3. Originally Posted by ml692787 I'm trying to figure out how to prove this theorem straightforward, i have figured out the proof by contradiction letting a < 0 and epsilon being -a/2, but can't seem to get it straightforward, here is the proof:

if a sequence of numbers (x_n) approaches "a", and the sequence of numbers (x_n) is larger or equal to 0, then "a" is larger than or equal to 0.

Thank you.
Theorem: Let $\displaystyle (x_n)$ be convergent sequence of real numbers. And $\displaystyle x_n \geq M$ for sufficiently large $\displaystyle n$ then $\displaystyle \lim \ x_n \geq M$.

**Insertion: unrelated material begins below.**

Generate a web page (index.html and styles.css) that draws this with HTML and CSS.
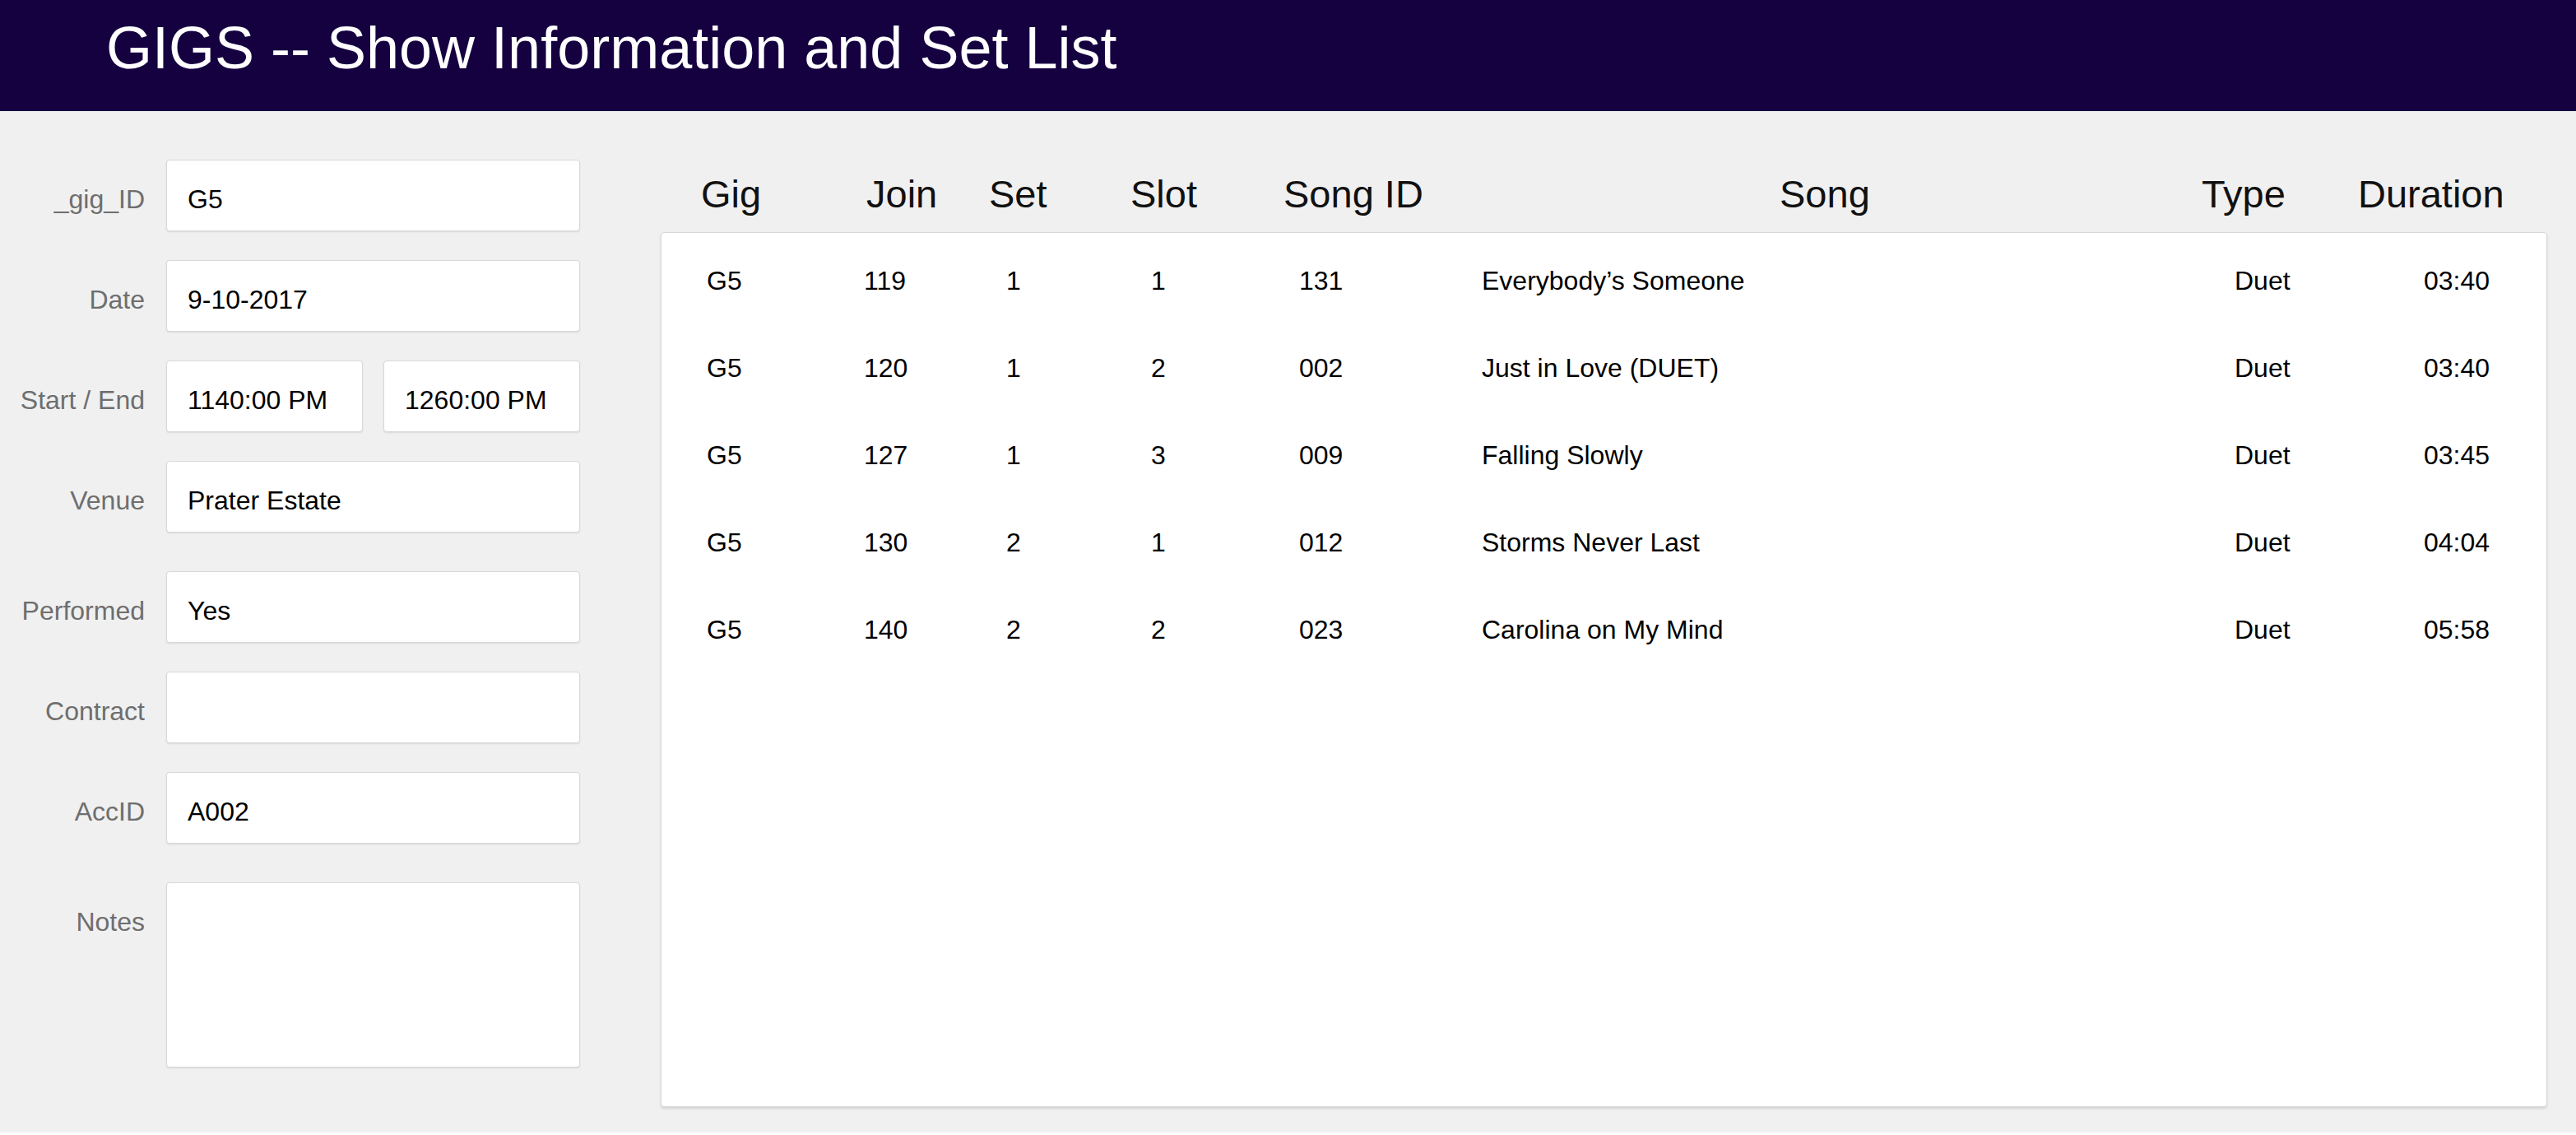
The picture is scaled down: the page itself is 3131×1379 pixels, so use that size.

Proof: Let $\displaystyle L = \lim x_n$. That means $\displaystyle |x_n - L| < \epsilon \mbox{ for }n\geq N\in \mathbb{N}$. Now in sake of a contradiction say $\displaystyle L<M$. That means $\displaystyle \frac{M-L}{2}>0$, and so choese $\displaystyle \epsilon = \frac{M-L}{2}$. This means, $\displaystyle |x_n - L | < \frac{M-L}{2} \mbox{ for }n\geq N$. Thus, $\displaystyle x_n -L < \frac{M-L}{2} \implies x_n < \frac{M-L}{2}+L = \frac{M+L}{2} < \frac{M+M}{2} = M$. We have shown that $\displaystyle x_n < M \mbox{ for }n\geq N$. Which is a contradiction because we assumed that $\displaystyle x_n \geq M$ for sufficiently large $\displaystyle n$ which fails heir. Thus, $\displaystyle \lim \ x_n = L \geq M$. Q.E.D.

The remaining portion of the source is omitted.